A suspect accused of posting a death threat on Facebook aimed at a prominent Cambodian researcher was arrested in Banteay Meanchey province’s Poipet town on Saturday after he was caught trying to cross back into Cambodia from Thailand, according to police.

Phorng Seyha, a 27-year-old who migrated illegally into Thailand, was caught and handed over to authorities at the border checkpoint following a joint operation between Thai and Cambodian authorities.

“With the cooperation of Thai authorities, the suspect was expelled from Thailand because he was a Cambodian illegal immigration worker in Thailand,” the website said.

However, Seyha was named as a suspect in relation to a death threat he allegedly posted on his Facebook account directed at Sok Touch, the head of the Royal Academy of Cambodia’s research team in charge of investigating border demarcation.
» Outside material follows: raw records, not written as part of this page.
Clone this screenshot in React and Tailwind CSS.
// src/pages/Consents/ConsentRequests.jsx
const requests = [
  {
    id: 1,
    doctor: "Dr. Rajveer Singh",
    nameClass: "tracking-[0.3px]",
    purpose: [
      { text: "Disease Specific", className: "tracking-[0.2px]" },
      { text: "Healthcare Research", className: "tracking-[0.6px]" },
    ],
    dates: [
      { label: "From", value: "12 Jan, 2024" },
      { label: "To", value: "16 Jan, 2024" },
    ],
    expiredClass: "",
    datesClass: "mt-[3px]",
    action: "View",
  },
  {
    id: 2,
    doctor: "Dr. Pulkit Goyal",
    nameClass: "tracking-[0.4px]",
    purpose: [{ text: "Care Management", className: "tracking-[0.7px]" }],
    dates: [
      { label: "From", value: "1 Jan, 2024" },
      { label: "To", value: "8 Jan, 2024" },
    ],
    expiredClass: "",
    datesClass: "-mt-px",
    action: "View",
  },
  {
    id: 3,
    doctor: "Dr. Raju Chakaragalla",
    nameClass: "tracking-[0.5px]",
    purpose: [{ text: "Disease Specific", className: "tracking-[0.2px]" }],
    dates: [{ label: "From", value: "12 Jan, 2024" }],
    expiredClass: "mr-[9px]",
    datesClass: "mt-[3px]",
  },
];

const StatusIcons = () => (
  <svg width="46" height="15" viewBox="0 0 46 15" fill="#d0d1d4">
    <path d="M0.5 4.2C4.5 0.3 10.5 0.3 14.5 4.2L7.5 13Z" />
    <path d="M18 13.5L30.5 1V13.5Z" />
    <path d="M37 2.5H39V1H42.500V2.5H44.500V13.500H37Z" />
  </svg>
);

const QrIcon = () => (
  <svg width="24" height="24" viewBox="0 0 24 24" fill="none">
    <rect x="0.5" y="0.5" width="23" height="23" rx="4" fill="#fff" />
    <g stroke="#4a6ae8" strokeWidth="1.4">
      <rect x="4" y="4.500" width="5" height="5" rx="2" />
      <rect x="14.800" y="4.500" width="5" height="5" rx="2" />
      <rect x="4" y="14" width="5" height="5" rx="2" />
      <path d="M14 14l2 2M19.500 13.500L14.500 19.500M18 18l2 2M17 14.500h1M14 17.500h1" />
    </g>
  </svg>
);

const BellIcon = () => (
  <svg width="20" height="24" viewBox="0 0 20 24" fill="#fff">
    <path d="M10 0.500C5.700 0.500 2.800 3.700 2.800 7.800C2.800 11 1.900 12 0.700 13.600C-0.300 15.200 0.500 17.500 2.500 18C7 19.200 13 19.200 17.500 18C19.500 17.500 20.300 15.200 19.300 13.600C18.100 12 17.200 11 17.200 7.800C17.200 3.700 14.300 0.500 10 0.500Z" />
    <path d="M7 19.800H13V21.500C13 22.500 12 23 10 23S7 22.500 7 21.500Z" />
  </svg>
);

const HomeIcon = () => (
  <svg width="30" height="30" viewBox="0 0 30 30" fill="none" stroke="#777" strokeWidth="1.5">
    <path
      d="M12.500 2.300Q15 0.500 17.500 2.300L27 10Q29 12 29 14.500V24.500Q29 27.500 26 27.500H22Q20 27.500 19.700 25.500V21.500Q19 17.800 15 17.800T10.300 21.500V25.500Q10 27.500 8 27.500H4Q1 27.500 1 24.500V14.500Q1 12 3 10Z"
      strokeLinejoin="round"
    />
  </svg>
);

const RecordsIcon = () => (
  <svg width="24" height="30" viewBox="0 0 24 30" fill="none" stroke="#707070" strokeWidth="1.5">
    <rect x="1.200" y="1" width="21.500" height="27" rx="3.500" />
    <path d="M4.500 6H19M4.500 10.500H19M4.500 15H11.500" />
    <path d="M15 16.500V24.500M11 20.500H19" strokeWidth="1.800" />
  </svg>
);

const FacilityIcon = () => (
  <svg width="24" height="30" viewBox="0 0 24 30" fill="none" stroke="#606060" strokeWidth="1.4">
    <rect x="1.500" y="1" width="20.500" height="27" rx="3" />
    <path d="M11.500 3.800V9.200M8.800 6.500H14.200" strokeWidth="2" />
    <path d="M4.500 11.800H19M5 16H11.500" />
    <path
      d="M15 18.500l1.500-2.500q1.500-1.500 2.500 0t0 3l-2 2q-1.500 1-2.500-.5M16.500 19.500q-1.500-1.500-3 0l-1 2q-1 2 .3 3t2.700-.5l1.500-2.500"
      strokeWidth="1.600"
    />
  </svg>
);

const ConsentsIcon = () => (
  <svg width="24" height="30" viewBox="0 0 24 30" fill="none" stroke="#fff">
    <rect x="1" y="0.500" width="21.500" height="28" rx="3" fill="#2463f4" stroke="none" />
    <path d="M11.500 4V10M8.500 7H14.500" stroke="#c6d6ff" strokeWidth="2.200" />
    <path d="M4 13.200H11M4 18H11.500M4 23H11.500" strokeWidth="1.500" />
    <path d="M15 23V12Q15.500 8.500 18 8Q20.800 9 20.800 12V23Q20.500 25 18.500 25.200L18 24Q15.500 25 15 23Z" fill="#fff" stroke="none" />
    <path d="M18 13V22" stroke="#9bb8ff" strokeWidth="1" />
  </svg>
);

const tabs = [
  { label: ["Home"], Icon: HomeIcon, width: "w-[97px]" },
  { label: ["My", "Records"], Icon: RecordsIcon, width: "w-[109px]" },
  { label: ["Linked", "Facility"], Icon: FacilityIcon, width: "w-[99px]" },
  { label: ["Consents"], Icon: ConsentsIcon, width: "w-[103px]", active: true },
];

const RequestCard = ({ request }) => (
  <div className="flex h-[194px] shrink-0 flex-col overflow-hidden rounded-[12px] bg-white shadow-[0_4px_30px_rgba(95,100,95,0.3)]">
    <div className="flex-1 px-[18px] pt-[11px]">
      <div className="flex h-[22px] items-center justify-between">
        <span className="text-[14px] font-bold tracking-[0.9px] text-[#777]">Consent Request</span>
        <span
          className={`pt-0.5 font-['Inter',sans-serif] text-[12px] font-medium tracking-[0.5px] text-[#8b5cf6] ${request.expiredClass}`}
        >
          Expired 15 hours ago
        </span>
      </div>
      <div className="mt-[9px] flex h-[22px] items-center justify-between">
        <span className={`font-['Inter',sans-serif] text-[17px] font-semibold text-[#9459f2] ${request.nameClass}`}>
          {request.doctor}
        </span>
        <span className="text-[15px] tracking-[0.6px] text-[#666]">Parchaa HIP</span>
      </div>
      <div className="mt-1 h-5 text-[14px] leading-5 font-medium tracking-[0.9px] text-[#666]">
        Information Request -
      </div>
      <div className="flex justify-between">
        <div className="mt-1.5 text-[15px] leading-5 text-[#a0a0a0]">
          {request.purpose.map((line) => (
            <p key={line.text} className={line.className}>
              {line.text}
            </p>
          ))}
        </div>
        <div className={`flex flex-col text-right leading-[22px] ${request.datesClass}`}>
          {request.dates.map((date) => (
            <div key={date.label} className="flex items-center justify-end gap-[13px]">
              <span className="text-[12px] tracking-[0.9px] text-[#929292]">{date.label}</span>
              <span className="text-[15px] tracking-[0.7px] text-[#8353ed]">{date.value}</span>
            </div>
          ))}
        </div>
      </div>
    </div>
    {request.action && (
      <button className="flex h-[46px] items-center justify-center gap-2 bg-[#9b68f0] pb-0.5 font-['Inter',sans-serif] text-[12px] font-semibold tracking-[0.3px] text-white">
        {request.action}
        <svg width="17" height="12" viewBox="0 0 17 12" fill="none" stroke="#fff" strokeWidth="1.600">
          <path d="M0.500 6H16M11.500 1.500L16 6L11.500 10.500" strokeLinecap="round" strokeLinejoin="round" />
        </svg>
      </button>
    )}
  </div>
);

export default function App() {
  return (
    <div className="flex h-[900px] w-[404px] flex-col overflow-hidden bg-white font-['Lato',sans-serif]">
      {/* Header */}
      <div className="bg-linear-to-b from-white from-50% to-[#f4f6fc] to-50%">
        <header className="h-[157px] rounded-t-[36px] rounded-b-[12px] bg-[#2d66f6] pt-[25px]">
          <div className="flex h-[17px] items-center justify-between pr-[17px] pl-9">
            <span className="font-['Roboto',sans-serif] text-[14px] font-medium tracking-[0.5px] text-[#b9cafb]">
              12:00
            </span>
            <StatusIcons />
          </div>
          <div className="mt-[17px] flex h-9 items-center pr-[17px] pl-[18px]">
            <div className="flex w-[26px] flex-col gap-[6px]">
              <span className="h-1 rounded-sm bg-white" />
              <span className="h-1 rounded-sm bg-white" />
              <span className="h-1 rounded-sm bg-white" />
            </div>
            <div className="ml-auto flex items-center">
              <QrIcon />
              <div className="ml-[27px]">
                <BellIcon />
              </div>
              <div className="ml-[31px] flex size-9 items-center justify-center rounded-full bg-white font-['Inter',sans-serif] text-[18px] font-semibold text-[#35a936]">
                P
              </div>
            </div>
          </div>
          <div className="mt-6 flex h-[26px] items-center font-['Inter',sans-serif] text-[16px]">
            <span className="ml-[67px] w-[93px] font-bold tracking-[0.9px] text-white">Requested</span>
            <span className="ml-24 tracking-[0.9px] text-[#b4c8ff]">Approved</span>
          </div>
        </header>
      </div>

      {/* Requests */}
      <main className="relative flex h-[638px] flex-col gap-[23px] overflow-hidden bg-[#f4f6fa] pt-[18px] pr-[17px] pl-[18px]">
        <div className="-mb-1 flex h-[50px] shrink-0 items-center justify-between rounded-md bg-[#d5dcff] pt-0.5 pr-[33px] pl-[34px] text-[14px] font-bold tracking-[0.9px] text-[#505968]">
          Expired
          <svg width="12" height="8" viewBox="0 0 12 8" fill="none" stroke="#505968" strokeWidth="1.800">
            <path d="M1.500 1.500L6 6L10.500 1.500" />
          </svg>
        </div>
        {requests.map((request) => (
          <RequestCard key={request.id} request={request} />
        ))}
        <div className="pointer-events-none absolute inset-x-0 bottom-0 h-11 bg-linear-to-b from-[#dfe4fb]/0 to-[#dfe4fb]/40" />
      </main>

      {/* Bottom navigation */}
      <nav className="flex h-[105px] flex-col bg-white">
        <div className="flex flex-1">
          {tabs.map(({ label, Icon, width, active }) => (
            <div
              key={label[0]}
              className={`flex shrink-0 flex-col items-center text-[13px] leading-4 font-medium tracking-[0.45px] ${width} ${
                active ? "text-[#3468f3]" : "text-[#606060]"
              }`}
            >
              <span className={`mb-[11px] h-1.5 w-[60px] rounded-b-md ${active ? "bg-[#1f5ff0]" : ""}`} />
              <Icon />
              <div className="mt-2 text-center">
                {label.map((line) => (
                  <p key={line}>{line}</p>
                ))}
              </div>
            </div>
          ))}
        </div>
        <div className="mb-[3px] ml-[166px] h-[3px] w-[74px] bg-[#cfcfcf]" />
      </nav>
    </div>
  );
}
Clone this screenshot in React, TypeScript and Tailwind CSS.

Alongside a picture of a pistol laid down next to 10 bullets, Seyha allegedly wrote: “The gun is being kept to shoot Sok Touch in the head, a dog doctor, a doctor that changes history and a doctor that sold his brain to yuon,” a word considered by many to be a derogatory term for Vietnamese people.

Furthermore, police reported that the suspect had confessed to the threat, and to stealing money from a pagoda in his hometown of Prey Kongtrung village, located in Prey Veng province’s Ba Phnom district, when he went to Thailand in 2012.

Touch, who has reportedly been subject to numerous threats on Facebook and other social media over his involvement researching Cambodia’s disputed border with neighbouring Vietnam, said he would support authorities’ efforts to investigate the case in accordance with the law.

“I think that, if it’s right or wrong, people can speak with each other, but insults and threats against the life of another are not good,” Touch said yesterday.

“It depends on the police to proceed with the case.”

National Police spokesman Kirt Chantharith could not be reached for comment yesterday.

According to Article 233 of the Kingdom’s Criminal Code, a death threat is punishable by up to two years in prison and a fine of up to 4 million riel (about $244), “if it is repeated, or made by means of a written document, image or any kind of object”.

Last month, amid claims by the opposition Cambodia National Rescue Party and others that government maps used to determine the Cambodia-Vietnam border were possibly misleading or not valid, Touch and his team asserted that most of the maps up for debate, including 24 out of the 26 collected by the CNRP, were largely the same.